Standard Sanitary Manufacturing Company, 1929
You might just say “This is a brown sink.” Obviously you’re not a 1920s copywriter besotted with the romance of porcelain bathroom appliances.
From Standard Sanitary Manufacturing Company comes this astonishing 1929 guide to bathroom design. Fifty-six gorgeously lithographed oversized pages on high quality laid paper, each chapter depicting bathrooms that a Hollywood set decorator might dream up for a wicked Pre-Code flapper. This particular example, practically the size of my living room, features art deco side tables, Mediterranean and Moorish accents, a bathtub sunk into the floor (!), and steps leading UP and out to a rooftop view.

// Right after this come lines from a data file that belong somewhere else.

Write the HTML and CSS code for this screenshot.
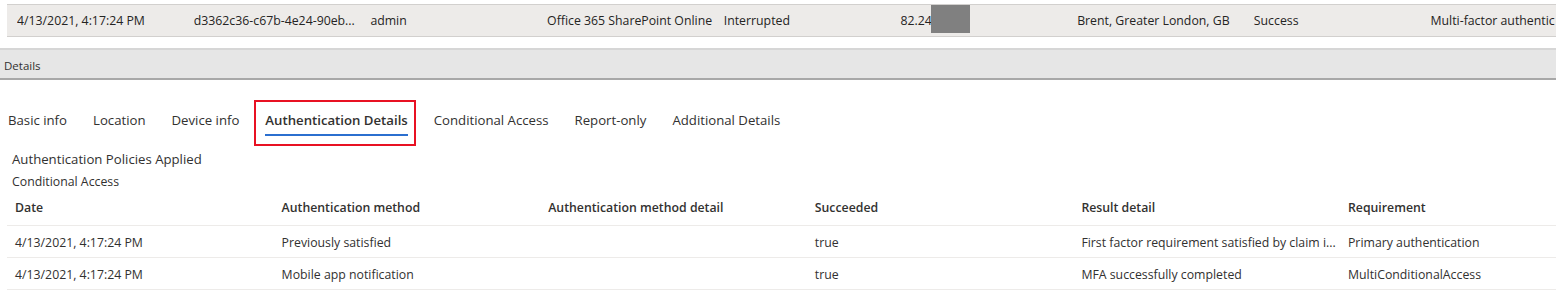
FILE: index.html
```html
<!DOCTYPE html>
<html lang="en">
<head>
<meta charset="utf-8">
<title>Sign-in details</title>
<link rel="stylesheet" href="styles.css">
</head>
<body>
  <div class="summary-row">
    <span class="cell">4/13/2021, 4:17:24 PM</span>
    <span class="cell">d3362c36-c67b-4e24-90eb...</span>
    <span class="cell">admin</span>
    <span class="cell">Office 365 SharePoint Online</span>
    <span class="cell">Interrupted</span>
    <span class="cell ip">82.24<span class="redact"></span></span>
    <span class="cell">Brent, Greater London, GB</span>
    <span class="cell">Success</span>
    <span class="cell last">Multi-factor authentic</span>
  </div>

  <div class="details-bar">Details</div>

  <nav class="tabs">
    <div class="tab"><span class="tab-label">Basic info</span></div>
    <div class="tab"><span class="tab-label">Location</span></div>
    <div class="tab"><span class="tab-label">Device info</span></div>
    <div class="tab active"><span class="tab-label">Authentication Details</span></div>
    <div class="tab"><span class="tab-label">Conditional Access</span></div>
    <div class="tab"><span class="tab-label">Report-only</span></div>
    <div class="tab"><span class="tab-label">Additional Details</span></div>
  </nav>

  <section class="panel">
    <div class="panel-title">Authentication Policies Applied</div>
    <div class="panel-sub">Conditional Access</div>
    <div class="grid">
      <div class="grid-row head">
        <span>Date</span>
        <span>Authentication method</span>
        <span>Authentication method detail</span>
        <span>Succeeded</span>
        <span>Result detail</span>
        <span>Requirement</span>
      </div>
      <div class="grid-row">
        <span>4/13/2021, 4:17:24 PM</span>
        <span>Previously satisfied</span>
        <span></span>
        <span>true</span>
        <span>First factor requirement satisfied by claim i...</span>
        <span>Primary authentication</span>
      </div>
      <div class="grid-row">
        <span>4/13/2021, 4:17:24 PM</span>
        <span>Mobile app notification</span>
        <span></span>
        <span>true</span>
        <span>MFA successfully completed</span>
        <span>MultiConditionalAccess</span>
      </div>
    </div>
  </section>
</body>
</html>
```

FILE: styles.css
```css
html, body {
  margin: 0;
  padding: 0;
  background: #ffffff;
  overflow: hidden;
}

body {
  font-family: "Open Sans", "Noto Sans", sans-serif;
  color: #323130;
  font-size: 12.3px;
}

.summary-row {
  margin: 4px 0 0 7px;
  height: 31px;
  background: #edebe9;
  border-top: 1px solid #d2d0ce;
  border-bottom: 1px solid #d2d0ce;
  display: grid;
  grid-template-columns: repeat(9, 176.7px);
  padding-left: 10px;
  align-items: center;
  white-space: nowrap;
  overflow: hidden;
  color: #252423;
}

.cell {
  overflow: hidden;
}

.cell.last {
  overflow: visible;
}

.ip {
  position: relative;
  overflow: visible;
}

.redact {
  position: absolute;
  left: 31px;
  top: -14px;
  width: 39px;
  height: 35px;
  background: #808080;
}

.details-bar {
  margin-top: 11px;
  height: 28px;
  background: #e6e6e6;
  border-top: 2px solid #d6d6d6;
  border-bottom: 2px solid #a8a8a8;
  padding-left: 4px;
  font-size: 11.5px;
  line-height: 32px;
  color: #323130;
}

.tabs {
  display: flex;
  margin-top: 20px;
  padding-left: 8px;
  gap: 26px;
  height: 46px;
}

.tab {
  position: relative;
  padding-top: 10px;
  font-size: 13.2px;
  line-height: 20px;
  color: #323130;
}

.tab-label {
  display: inline-block;
  padding-bottom: 4px;
  border-bottom: 2px solid transparent;
}

.tab.active .tab-label {
  font-weight: 600;
  border-bottom-color: #2b6fcf;
}

.tab.active::after {
  content: "";
  position: absolute;
  left: -11px;
  right: -8px;
  top: 0;
  bottom: 0;
  border: 2px solid #e81123;
}

.panel {
  padding-left: 12px;
}

.panel-title {
  margin-top: 3px;
  font-size: 13.2px;
  line-height: 20px;
}

.panel-sub {
  margin-top: 3px;
  line-height: 20px;
}

.grid {
  margin-left: -5px;
}

.grid-row {
  display: grid;
  grid-template-columns: repeat(6, 266.6px);
  height: 30px;
  padding-top: 1px;
  align-items: center;
  border-bottom: 1px solid #edebe9;
  padding-left: 8px;
  white-space: nowrap;
}

.grid-row.head {
  height: 31px;
  padding-top: 0;
  padding-bottom: 2px;
  font-weight: 600;
}
```
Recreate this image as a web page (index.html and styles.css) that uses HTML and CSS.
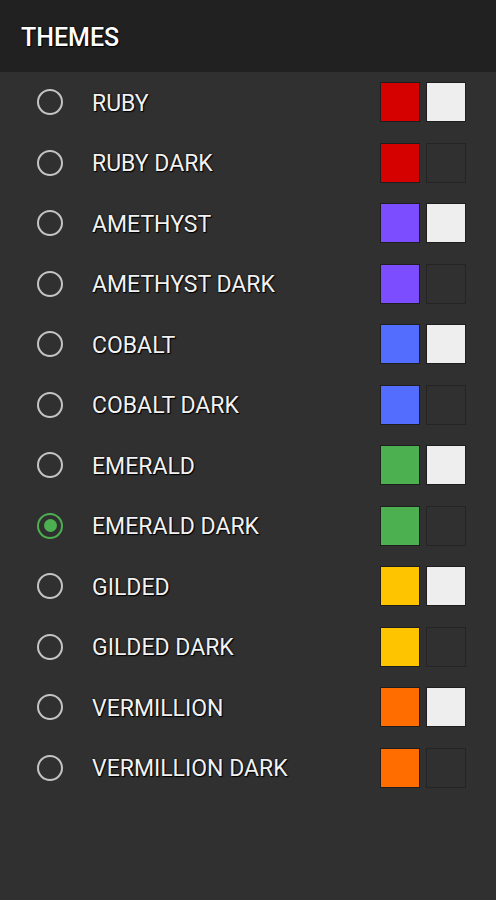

But no 1929 movie could capture the impressionistic, vivid colors the artist has painted, and few scriptwriters would match the breathless history the copywriter has given to the brown sink, bath, and “Pemberton Lavatory” (that’s toilet to you and me). Mind you, “Saint-Porchaire Brown” is not entirely a copywriter’s fever dream, but a basically true history altho’ embellished in the details. Other feverish colors included T’ang Red, Orchid of Vincennes, Claire De Lune Blue, Ivoire de Medici, Rose du Barry, and Ionian Black. You should click on the page scans and read the purple prose – excuse me, Royal Copenhagen Blue.
I’d take a bathroom like this even today, much less in 1929. But just a few months after this was printed, the stock market crashed (October 1929), putting an end to most people’s aspirations to such luxury.
Standard survives as a company today, selling nearly 300 varieties of toilets…and you know what? they come in White, Bone, or Linen. In other words, any color you want – as long as it’s white. Something’s been lost.